Virtual reality has been pegged as the province of 18-35-year-old males eager to enhance their gamer experiences, AltspaceVR CEO Eric Romo says. But it won’t stay that way for long, if Romo’s entrepreneurial vision comes true.
Romo’s Redwood City, CA-based startup today launched its free software designed to appeal to a user base as broad as Facebook’s. AltspaceVR has created a mash-up of virtual reality and social media—a set of virtual meeting places where groups of people can talk to each other live while they share Web activities like watching YouTube videos or learning trigonometry from an online course.
“We think of ourselves as a communications company,” Romo says.
Here’s one way the AltspaceVR experience could work: Friends from college who now live all over the country are planning a reunion. But first they call a virtual meeting to decide where to hold their big get-together. They each don a special headset plugged into their computers, and enter one of AltspaceVR’s dimensional rooms—perhaps the San Francisco high-rise lounge with the big-screen TV. They appear in the room as moving avatars, but speak in their own voices. Relaxing on virtual couches, they browse online travel sites on the big monitor, and banter about the merits of five different Caribbean beach resorts until they make a decision.
Interestingly, AltspaceVR is trying to expand the uses of virtual reality—a more dimensional experience than visiting websites—by importing that flat 2-D Web content into its virtual rooms. Rather than elaborately building out an entire virtual game world, AltspaceVR is trying to make social sharing of Web content more dimensional. The amount of that Web content is vast, compared with the bite-sized amounts of virtualized experience so far available to consumers, Romo (pictured above) says.
Why would an AltspaceVR social collaboration be more satisfying for the college friends than if they all logged into a conference call while they browsed the same travel sites on their computers?
Romo says the AltspaceVR gathering simulates the emotional experience of getting together in the same physical space. The non-verbal parts of communication—invisible in a phone call—are captured in virtual reality, he says. As a headset-wearing participant nods in agreement or turns to address another group member, those movements are replicated by his or her avatar. Sounds fade as a user moves further away from the noisy video on the big screen to start a quiet chat with another person in a corner of the virtual room. Romo calls this “the physics of human interaction.”
The potential applications of the virtual meeting places are many and varied, Romo says. Collaborative product design was one of the first uses he considered when he founded AltspaceVR in 2013. He formerly worked for a company where employees constantly had to fly back and forth to China as they worked together on a project.

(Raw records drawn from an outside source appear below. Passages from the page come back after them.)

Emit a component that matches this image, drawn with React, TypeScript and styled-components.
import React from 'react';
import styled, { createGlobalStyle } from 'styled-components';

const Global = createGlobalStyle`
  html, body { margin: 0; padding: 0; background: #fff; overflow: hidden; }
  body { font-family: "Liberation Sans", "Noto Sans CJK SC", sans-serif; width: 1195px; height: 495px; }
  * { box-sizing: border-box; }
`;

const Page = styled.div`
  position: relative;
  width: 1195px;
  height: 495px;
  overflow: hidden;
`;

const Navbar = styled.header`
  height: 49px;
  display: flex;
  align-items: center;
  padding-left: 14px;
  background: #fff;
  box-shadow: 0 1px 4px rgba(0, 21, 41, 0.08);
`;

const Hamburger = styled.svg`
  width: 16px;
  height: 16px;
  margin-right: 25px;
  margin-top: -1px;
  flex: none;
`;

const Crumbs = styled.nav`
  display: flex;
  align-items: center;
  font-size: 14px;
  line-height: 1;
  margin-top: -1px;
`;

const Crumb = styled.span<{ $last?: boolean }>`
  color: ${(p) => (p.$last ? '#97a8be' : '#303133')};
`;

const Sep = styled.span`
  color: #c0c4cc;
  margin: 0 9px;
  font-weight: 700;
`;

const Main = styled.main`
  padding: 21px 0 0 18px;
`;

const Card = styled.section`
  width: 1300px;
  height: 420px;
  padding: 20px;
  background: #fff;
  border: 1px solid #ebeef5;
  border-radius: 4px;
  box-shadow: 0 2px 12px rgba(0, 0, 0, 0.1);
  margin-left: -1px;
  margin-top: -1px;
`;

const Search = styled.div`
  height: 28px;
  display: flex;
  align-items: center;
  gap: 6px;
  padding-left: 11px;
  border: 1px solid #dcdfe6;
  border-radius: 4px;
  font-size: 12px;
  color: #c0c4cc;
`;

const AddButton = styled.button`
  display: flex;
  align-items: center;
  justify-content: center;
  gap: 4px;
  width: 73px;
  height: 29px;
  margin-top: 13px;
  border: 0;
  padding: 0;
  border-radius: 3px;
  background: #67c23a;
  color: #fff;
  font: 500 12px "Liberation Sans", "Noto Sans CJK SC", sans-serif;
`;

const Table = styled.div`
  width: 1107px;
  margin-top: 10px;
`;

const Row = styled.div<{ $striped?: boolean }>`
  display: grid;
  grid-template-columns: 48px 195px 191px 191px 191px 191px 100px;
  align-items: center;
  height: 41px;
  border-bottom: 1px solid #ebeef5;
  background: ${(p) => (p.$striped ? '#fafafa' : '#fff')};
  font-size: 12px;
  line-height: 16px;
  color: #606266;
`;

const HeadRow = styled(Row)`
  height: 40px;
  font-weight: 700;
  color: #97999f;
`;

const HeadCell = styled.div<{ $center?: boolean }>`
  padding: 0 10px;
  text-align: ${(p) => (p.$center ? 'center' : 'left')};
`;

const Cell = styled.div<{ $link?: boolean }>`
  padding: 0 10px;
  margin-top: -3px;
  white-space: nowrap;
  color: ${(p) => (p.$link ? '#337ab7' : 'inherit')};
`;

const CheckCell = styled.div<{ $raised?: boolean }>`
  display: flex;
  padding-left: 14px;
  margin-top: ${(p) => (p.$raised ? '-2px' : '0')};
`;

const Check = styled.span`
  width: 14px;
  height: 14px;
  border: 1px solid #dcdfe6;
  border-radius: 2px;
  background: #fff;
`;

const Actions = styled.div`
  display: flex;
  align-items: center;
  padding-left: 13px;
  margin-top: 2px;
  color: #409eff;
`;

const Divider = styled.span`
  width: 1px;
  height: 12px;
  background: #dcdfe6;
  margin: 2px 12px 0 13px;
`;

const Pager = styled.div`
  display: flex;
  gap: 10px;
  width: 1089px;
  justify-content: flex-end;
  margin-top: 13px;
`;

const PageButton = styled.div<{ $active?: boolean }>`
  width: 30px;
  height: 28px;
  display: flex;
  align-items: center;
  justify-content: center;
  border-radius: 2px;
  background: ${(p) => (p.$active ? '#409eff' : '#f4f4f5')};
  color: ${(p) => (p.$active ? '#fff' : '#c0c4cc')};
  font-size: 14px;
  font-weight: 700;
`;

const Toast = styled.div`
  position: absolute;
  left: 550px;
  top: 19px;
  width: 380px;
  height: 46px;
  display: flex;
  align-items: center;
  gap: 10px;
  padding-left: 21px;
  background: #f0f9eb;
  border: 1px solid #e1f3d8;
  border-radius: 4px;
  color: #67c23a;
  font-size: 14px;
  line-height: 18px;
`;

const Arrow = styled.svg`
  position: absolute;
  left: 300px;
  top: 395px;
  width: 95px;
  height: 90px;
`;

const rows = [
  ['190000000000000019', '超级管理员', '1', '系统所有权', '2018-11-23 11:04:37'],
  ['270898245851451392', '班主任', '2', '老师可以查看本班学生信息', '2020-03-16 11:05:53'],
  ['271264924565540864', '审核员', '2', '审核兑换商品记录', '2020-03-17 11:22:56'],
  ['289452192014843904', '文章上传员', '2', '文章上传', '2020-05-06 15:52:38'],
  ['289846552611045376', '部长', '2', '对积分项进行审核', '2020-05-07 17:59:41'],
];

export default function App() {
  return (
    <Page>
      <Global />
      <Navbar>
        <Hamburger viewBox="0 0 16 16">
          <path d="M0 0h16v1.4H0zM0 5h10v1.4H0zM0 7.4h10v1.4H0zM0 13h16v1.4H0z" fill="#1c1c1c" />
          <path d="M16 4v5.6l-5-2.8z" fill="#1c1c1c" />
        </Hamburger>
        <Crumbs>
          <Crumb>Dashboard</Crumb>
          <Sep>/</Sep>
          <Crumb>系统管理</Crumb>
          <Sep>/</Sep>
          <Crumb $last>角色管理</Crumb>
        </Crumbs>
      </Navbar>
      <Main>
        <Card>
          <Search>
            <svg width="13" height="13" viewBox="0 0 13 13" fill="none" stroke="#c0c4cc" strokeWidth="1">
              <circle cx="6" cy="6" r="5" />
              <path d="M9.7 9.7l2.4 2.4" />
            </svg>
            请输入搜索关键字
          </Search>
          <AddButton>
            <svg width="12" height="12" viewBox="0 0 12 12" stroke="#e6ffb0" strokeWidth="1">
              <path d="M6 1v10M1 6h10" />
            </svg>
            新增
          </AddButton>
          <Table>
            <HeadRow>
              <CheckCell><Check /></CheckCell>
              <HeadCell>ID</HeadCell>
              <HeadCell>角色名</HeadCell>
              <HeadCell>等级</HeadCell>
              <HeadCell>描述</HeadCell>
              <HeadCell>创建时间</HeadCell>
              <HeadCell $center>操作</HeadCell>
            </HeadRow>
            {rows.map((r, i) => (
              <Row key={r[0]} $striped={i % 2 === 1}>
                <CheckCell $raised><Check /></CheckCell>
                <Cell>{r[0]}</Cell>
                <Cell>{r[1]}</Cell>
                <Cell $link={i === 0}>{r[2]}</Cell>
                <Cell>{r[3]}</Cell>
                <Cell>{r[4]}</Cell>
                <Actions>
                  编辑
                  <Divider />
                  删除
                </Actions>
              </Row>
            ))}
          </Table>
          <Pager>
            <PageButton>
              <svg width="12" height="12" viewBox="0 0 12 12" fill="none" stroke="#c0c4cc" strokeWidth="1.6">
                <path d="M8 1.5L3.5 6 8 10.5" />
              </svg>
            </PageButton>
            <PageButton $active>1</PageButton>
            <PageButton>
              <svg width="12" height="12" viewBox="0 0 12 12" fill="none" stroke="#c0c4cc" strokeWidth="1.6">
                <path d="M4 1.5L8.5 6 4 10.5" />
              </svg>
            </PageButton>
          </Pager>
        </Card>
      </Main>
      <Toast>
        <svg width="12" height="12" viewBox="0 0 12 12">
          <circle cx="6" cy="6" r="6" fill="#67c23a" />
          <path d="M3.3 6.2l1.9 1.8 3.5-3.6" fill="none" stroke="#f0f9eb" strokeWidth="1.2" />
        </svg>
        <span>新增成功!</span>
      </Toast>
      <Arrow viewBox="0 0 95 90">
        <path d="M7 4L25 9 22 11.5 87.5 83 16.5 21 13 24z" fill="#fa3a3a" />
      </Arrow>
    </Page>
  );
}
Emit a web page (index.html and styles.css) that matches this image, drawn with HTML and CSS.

Instead, they could meet in a virtual conference room.
“It sounds like a typical Silicon Valley overstatement, but it’s going to change the lives of those people if they don’t have to fly,” Romo says. AltspaceVR and other companies are developing technology to bring 3D images of objects into the virtual meeting spaces, he says.
In other possibilities: The college friends might stay in touch after their reunion by getting together virtually in AltspaceVR’s cinema room for a movie or to cheer on their favorite athletes as they watch sports on Twitch. Fellow professional workers could watch a webinar together, then break off into small groups, discuss what they learned, and trade contact information.
After completing a beta testing period of its software by users in 50 countries, AltspaceVR aims to expand its user base by making the program free, Romo says. Meanwhile, the startup has been exploring early revenue opportunities. One prospect is to offer ardent fans of a comedian, musician, or other celebrity the chance to attend an interactive performance or gathering with their idol. “We could sell 50 tickets to a comedy show,” he says. Of course, the virtual audience members could still heckle the comedian if they liked.
AltspaceVR is up to about 16 employees now, and in September it completed a seed funding round that netted $5.2 million from investors including Dolby Family Ventures, Google Ventures, Lux Capital, Foundation Capital, Rothenberg Ventures, and SV Angel.
The startup faces the same barriers to adoption as other virtual reality companies—including the cost of user equipment. AltspaceVR’s software works with a headset that sells for about $350 as a developer kit—the Oculus Rift DK2. Work is also under way to adapt the software for use with Samsung virtual reality viewers that draw content from mobile phones, Romo says. Although AltspaceVR has designed its software to work with the lowest-end PCs and Macs possible, users must have an adequate graphical processor, Romo says. A laptop would need to be something like a Macbook Pro with an Nvidia processor, he says.
AltspaceVR is working on improvements to its original, simple avatars, so that users can be more identifiable to their friends or colleagues, Romo says. Beta testers said they wanted to be recognized by people they know, but Romo says even movie studios can’t yet create photorealistic avatars quickly and at low cost. Instead, AltspaceVR might offer something like a choice of avatar accessories, such as eyeglasses or mouse ears, to help an avatar stand out.
If anything, Romo says, the most terrifying challenge he faces is the broad range of possible applications AltspaceVR could pursue—in fields such as entertainment, educational technology, and business collaboration.
“Startups don’t die of lack of opportunity,” Romo says, quoting a Silicon Valley dictum. “They die of too many opportunities.”